▶ RAW DATA

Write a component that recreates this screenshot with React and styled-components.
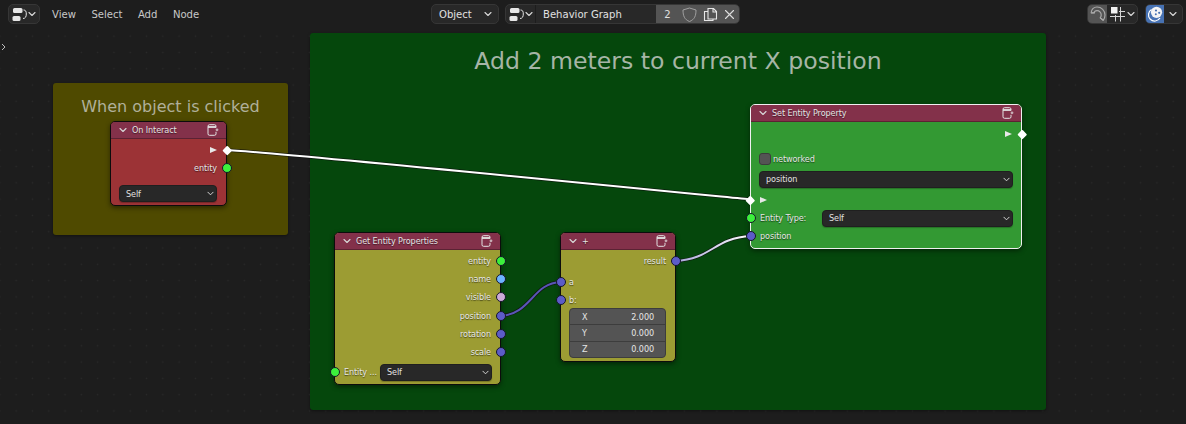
import React from 'react';
import styled, { createGlobalStyle } from 'styled-components';

const Global = createGlobalStyle`
  html, body { margin: 0; padding: 0; background: #1d1d1d; }
  body { font-family: "DejaVu Sans Condensed", "DejaVu Sans", "Liberation Sans", sans-serif; }
`;
const Page = styled.div`
  width: 1186px; height: 424px; display: flex; flex-direction: column; overflow: hidden;
  background: #1d1d1d; color: #d9d9d9; font-size: 11.2px;
`;
const Toolbar = styled.header`
  height: 28px; flex: none; display: flex; align-items: center; padding: 0 2px 0 8px; box-sizing: border-box; background: #1d1d1d;
`;
const Group = styled.div`
  display: flex; align-items: center; height: 20px; margin-left: ${p => p.$ml || 0}px;
  background: #282828; border: 1px solid #363636; border-radius: 5px; box-sizing: border-box; overflow: hidden; flex: none;
`;
const Cell = styled.div`
  height: 100%; width: ${p => p.$w}px; display: flex; align-items: center; justify-content: ${p => p.$left ? 'space-between' : 'center'};
  padding: ${p => p.$left ? '0 6px 0 7px' : '0'}; box-sizing: border-box; flex: none; gap: 1px;
  background: ${p => p.$bg || 'transparent'}; color: #e0e0e0; font-size: 11.2px;
  border-left: ${p => p.$sep ? '1px solid #1d1d1d' : '0'};
`;
const Menu = styled.nav`
  display: flex; margin-left: 12px; gap: 15.5px; width: 379px; color: #c8c8c8; font-size: 11.2px;
`;
const Canvas = styled.main`
  position: relative; flex: 1;
  background-color: #1d1d1d;
  background-image: radial-gradient(circle, #2a2a2a 0.8px, transparent 1px);
  background-size: 16.3px 16.3px;
  background-position: 8px 0;
`;
const SideArrow = styled.svg`
  position: absolute; left: 1px; top: 15px;
`;
const Frame = styled.section`
  position: absolute; left: ${p => p.$x}px; top: ${p => p.$y}px; width: ${p => p.$w}px; height: ${p => p.$h}px;
  background: ${p => p.$bg}; border-radius: 3px; box-shadow: 0 1px 3px rgba(0,0,0,.4);
  text-align: center; color: ${p => p.$fg}; font-family: "DejaVu Sans", sans-serif; font-size: ${p => p.$fs}px; line-height: ${p => p.$fs + 4}px;
  padding-top: ${p => p.$pt}px; box-sizing: border-box;
`;
const Wires = styled.svg`
  position: absolute; left: 0; top: 0; width: 1186px; height: 396px; pointer-events: none;
`;
const Node = styled.article`
  position: absolute; left: ${p => p.$x}px; top: ${p => p.$y}px; width: ${p => p.$w}px; box-sizing: border-box;
  border: 1px solid ${p => p.$selected ? '#f0f0f0' : '#0c0c0c'}; border-radius: 5px; background: ${p => p.$bg};
  padding-bottom: ${p => p.$pb}px; box-shadow: 0 2px 5px rgba(0,0,0,.45);
`;
const NodeHeader = styled.div`
  height: 17px; background: #83314a; border-radius: 4px 4px 0 0; display: flex; align-items: center; padding: 0 7px 0 8px;
  color: #e4e4e4; font-size: 9px; letter-spacing: -0.1px; gap: 5px; margin-bottom: ${p => p.$mb}px; border-bottom: 1px solid rgba(0,0,0,.3);
  text-shadow: 0 1px 1px rgba(0,0,0,.5); box-sizing: border-box;
`;
const HeaderTitle = styled.span`flex: 1; white-space: nowrap;`;
const Row = styled.div`
  position: relative; height: ${p => p.$h || 18}px; display: flex; align-items: center;
  justify-content: ${p => p.$out ? 'flex-end' : 'flex-start'};
  padding: 0 ${p => p.$pr ?? 9}px 0 ${p => p.$pl ?? 8}px; gap: ${p => p.$gap ?? 6}px; margin-top: ${p => p.$mt || 0}px;
  color: #e6e6e6; font-size: 9px; letter-spacing: -0.1px; text-shadow: 0 1px 1px rgba(0,0,0,.55); white-space: nowrap;
`;
const Label = styled.span`
  width: ${p => p.$w}px; flex: none;
`;
const Socket = styled.i`
  position: absolute; ${p => p.$out ? 'right: -5.5px;' : 'left: -5.5px;'} top: 50%; margin-top: -5px;
  width: 10px; height: 10px; box-sizing: border-box; border-radius: 50%; background: ${p => p.$c};
  border: 1px solid #15152a;
`;
const Exec = styled.i`
  position: absolute; ${p => p.$out ? 'right: -4px;' : 'left: -4px;'} top: 50%; margin-top: -3.25px;
  width: 6.5px; height: 6.5px; background: #fff; transform: rotate(45deg); border-radius: 1px;
`;
const Tri = styled.i`
  display: block; width: 0; height: 0; border-left: 7px solid #e8e8e8; border-top: 3.5px solid transparent; border-bottom: 3.5px solid transparent;
`;
const Select = styled.div`
  flex: ${p => p.$w ? 'none' : 1}; width: ${p => p.$w ? p.$w + 'px' : 'auto'}; height: 17px; background: #282828; border: 1px solid #1f1f1f; border-radius: 4px; box-sizing: border-box;
  display: flex; align-items: center; justify-content: space-between; padding: 0 2px 0 6px; color: #e2e2e2; font-size: 9px; text-shadow: none;
  box-shadow: 0 1px 1px rgba(0,0,0,.25);
`;
const Check = styled.i`
  display: block; width: 12px; height: 12px; border-radius: 3px; background: #545454; border: 1px solid #3c3c3c; box-sizing: border-box;
`;
const Vector = styled.div`
  margin: -1px 9px 0 8px; height: 50px; border-radius: 4px; background: #545454; border: 1px solid #3d3d3d; box-sizing: border-box; display: flex; flex-direction: column; overflow: hidden;
`;
const VectorRow = styled.div`
  flex: 1; display: flex; justify-content: space-between; align-items: center; padding: 0 11px 0 12px; font-size: 9px; letter-spacing: -0.1px; color: #e6e6e6;
  & + & { border-top: 1px solid #3d3d3d; }
`;

const Chev = ({ size = 8, c = '#d8d8d8' }) => (
  <svg width={size} height={size} viewBox="0 0 8 8" fill="none" stroke={c} strokeWidth="1.1" strokeLinecap="round" strokeLinejoin="round"><path d="M1 2.5 4 5.5 7 2.5" /></svg>
);
const NodeEditorIcon = () => (
  <svg width="15" height="15" viewBox="0 0 15 15" fill="none">
    <rect x="1" y="1" width="9.500" height="5" rx="1.500" fill="#e6e6e6" />
    <rect x="0.500" y="9" width="8" height="5" rx="1.500" fill="#e6e6e6" />
    <path d="M11.500 3c2.300 0 2.800 1.500 2.800 4s-.8 4.500-3.300 4.500" stroke="#e6e6e6" strokeWidth="1" />
  </svg>
);
const PreviewIcon = () => (
  <svg width="12" height="12" viewBox="0 0 12 12" fill="none" stroke="#e4e4e4" strokeWidth="1">
    <path d="M9 7.800v2a1.500 1.500 0 0 1-1.500 1.500H2.500A1.500 1.500 0 0 1 1 9.800V2.200A1.500 1.500 0 0 1 2.500.700h5A1.500 1.500 0 0 1 9 2.200v1.300" />
    <path d="M1 3h8" strokeWidth="1.800" />
    <circle cx="10" cy="5.800" r="1.400" fill="#e4e4e4" stroke="none" opacity=".7" />
  </svg>
);
const Shield = () => (
  <svg width="15" height="15" viewBox="0 0 15 15" fill="none" stroke="#a0a0a0" strokeWidth="1"><path d="M7.500 1 14 3c0 6-1.500 9.500-6.500 11.500C2.500 12.500 1 9 1 3z" /></svg>
);
const Copy = () => (
  <svg width="15" height="15" viewBox="0 0 15 15" fill="none" stroke="#e6e6e6" strokeWidth="1.100"><path d="M5 1.500h5.500l3 3v7.500H5zM10 1.500v3.500h3.500M5 4.500H1.500v9H10V12" /></svg>
);
const Close = () => (
  <svg width="11" height="11" viewBox="0 0 11 11" stroke="#dcdcdc" strokeWidth="1.100" strokeLinecap="round"><path d="M1.500 1.500l8 8M9.500 1.500l-8 8" /></svg>
);
const Magnet = () => (
  <svg width="16" height="16" viewBox="0 0 16 16" fill="none" stroke="#a8a8a8" strokeWidth="1.200" strokeLinejoin="round">
    <path d="M1.200 6.800C1.200 3.500 3.800 1 7 1c4.500 0 8 3.500 8 8 0 2-.7 3.800-1.800 5.300l-3-2.400c.7-.9 1-1.900 1-2.900 0-2.500-1.900-4.400-4.200-4.400-1.700 0-2.900 1-2.900 2.400z" />
    <path d="M1.300 6.800l3.800-.2M13.200 14.300l-3-2.400" />
  </svg>
);
const Snap = () => (
  <svg width="16" height="16" viewBox="0 0 16 16" fill="none" stroke="#d4d4d4" strokeWidth="1">
    <rect x="1" y="1" width="6.500" height="6.500" fill="#f0f0f0" stroke="none" />
    <path d="M0 10.500h15M10.500 1v14.500M5.500 9v6.500M9 5.500h6" />
  </svg>
);
const Overlay = () => (
  <svg width="16" height="16" viewBox="0 0 16 16" fill="none">
    <path d="M4.500 3.500a6.200 6.200 0 1 0 8.500 8.500" stroke="#fff" strokeWidth="1.200" />
    <circle cx="9.500" cy="6.300" r="5.600" fill="#f4f4f4" />
    <circle cx="9" cy="4.500" r="1.100" fill="#4772b3" /><circle cx="12.200" cy="6.800" r="1.100" fill="#4772b3" /><circle cx="8.800" cy="8.300" r="1" fill="#4772b3" />
  </svg>
);

const Dropdown = ({ w, children }) => <Select $w={w}><span>{children}</span><Chev size={7} /></Select>;

export default function App() {
  return (
    <Page>
      <Global />
      <Toolbar>
        <Group><Cell $w={30}><NodeEditorIcon /><Chev /></Cell></Group>
        <Menu><span>View</span><span>Select</span><span>Add</span><span>Node</span></Menu>
        <Group><Cell $w={66} $left>Object<Chev /></Cell></Group>
        <Group $ml={6}>
          <Cell $w={29}><NodeEditorIcon /><Chev /></Cell>
          <Cell $w={121} $left $sep>Behavior Graph</Cell>
          <Cell $w={23} $bg="#545454">2</Cell>
          <Cell $w={21} $bg="#545454"><Shield /></Cell>
          <Cell $w={20} $bg="#545454"><Copy /></Cell>
          <Cell $w={19} $bg="#545454"><Close /></Cell>
        </Group>
        <Group $ml={347}>
          <Cell $w={19} $bg="#545454"><Magnet /></Cell>
          <Cell $w={30}><Snap /><Chev /></Cell>
        </Group>
        <Group $ml={7}>
          <Cell $w={18} $bg="#4772b3"><Overlay /></Cell>
          <Cell $w={18}><Chev /></Cell>
        </Group>
      </Toolbar>
      <Canvas>
        <SideArrow width="6" height="8" viewBox="0 0 6 8" fill="none" stroke="#bbb" strokeWidth="1"><path d="M1 1l3 3-3 3" /></SideArrow>
        <Frame $x={53} $y={55} $w={235} $h={152} $bg="#4f4a00" $fg="#b0b09a" $fs={16} $pt={14}>When object is clicked</Frame>
        <Frame $x={310} $y={5} $w={736} $h={377} $bg="#05470c" $fg="#a6b5a6" $fs={23.6} $pt={15}>Add 2 meters to current X position</Frame>
        <Wires viewBox="0 28 1186 396" fill="none">
          <path d="M226 150C262 151 715 196 751 199.500" stroke="#0c0c0c" strokeWidth="3.500" opacity=".7" />
          <path d="M226 150C262 151 715 196 751 199.500" stroke="#fff" strokeWidth="2" />
          <path d="M500 316C532 314 532 283 561 282" stroke="#111" strokeWidth="3.500" opacity=".8" />
          <path d="M500 316C532 314 532 283 561 282" stroke="#5a55b8" strokeWidth="2" />
          <defs><linearGradient id="g1" x1="675" x2="751" y1="0" y2="0" gradientUnits="userSpaceOnUse"><stop offset="0" stopColor="#a9a6dc" /><stop offset="1" stopColor="#ffffff" /></linearGradient></defs>
          <path d="M675 261C713 259 713 238 751 236" stroke="#111" strokeWidth="3.500" opacity=".7" />
          <path d="M675 261C713 259 713 238 751 236" stroke="url(#g1)" strokeWidth="2" />
        </Wires>

        <Node $x={110} $y={93} $w={117} $bg="#9c3336" $pb={3}>
          <NodeHeader $mb={2}><Chev /><HeaderTitle>On Interact</HeaderTitle><PreviewIcon /></NodeHeader>
          <Row $out><Tri /><Exec $out /></Row>
          <Row $out>entity<Socket $out $c="#3cf03c" /></Row>
          <Row $mt={8} $h={17}><Dropdown>Self</Dropdown></Row>
        </Node>

        <Node $x={750} $y={76} $w={272} $bg="#339933" $selected $pb={3}>
          <NodeHeader $mb={3}><Chev /><HeaderTitle>Set Entity Property</HeaderTitle><PreviewIcon /></NodeHeader>
          <Row $out><Tri /><Exec $out /></Row>
          <Row $mt={7} $gap={2}><Check /><span>networked</span></Row>
          <Row $mt={2} $pr={8}><Dropdown>position</Dropdown></Row>
          <Row $mt={3} $pl={9}><Exec /><Tri /></Row>
          <Row $pl={9} $pr={8}>
            <Socket $c="#3cf03c" /><Label $w={56}>Entity Type:</Label>
            <Dropdown w={191}>Self</Dropdown>
          </Row>
          <Row $pl={9}><Socket $c="#5c5cc8" />position</Row>
        </Node>

        <Node $x={334} $y={204} $w={167} $bg="#9c9c33" $pb={3}>
          <NodeHeader $mb={2}><Chev /><HeaderTitle>Get Entity Properties</HeaderTitle><PreviewIcon /></NodeHeader>
          <Row $out $h={18.200}>entity<Socket $out $c="#3cf03c" /></Row>
          <Row $out $h={18.200}>name<Socket $out $c="#6cb4ff" /></Row>
          <Row $out $h={18.200}>visible<Socket $out $c="#ccaad8" /></Row>
          <Row $out $h={18.200}>position<Socket $out $c="#5c5cc8" /></Row>
          <Row $out $h={18.200}>rotation<Socket $out $c="#5c5cc8" /></Row>
          <Row $out $h={18.200}>scale<Socket $out $c="#5c5cc8" /></Row>
          <Row $mt={2} $pl={9} $pr={8} $gap={1}>
            <Socket $c="#3cf03c" /><Label $w={35}>Entity ...</Label>
            <Dropdown w={112}>Self</Dropdown>
          </Row>
        </Node>

        <Node $x={560} $y={204} $w={116} $bg="#9c9c33" $pb={3}>
          <NodeHeader $mb={2}><Chev /><HeaderTitle>+</HeaderTitle><PreviewIcon /></NodeHeader>
          <Row $out>result<Socket $out $c="#5c5cc8" /></Row>
          <Row $mt={3}>a<Socket $c="#5c5cc8" /></Row>
          <Row>b:<Socket $c="#5c5cc8" /></Row>
          <Vector>
            <VectorRow><span>X</span><span>2.000</span></VectorRow>
            <VectorRow><span>Y</span><span>0.000</span></VectorRow>
            <VectorRow><span>Z</span><span>0.000</span></VectorRow>
          </Vector>
        </Node>
      </Canvas>
    </Page>
  );
}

▶ WRITTEN INSTRUCTION
Go through the data and gather every line that holds "React".

▶ SOLUTION
Write a component that recreates this screenshot with React and styled-components.
import React from 'react';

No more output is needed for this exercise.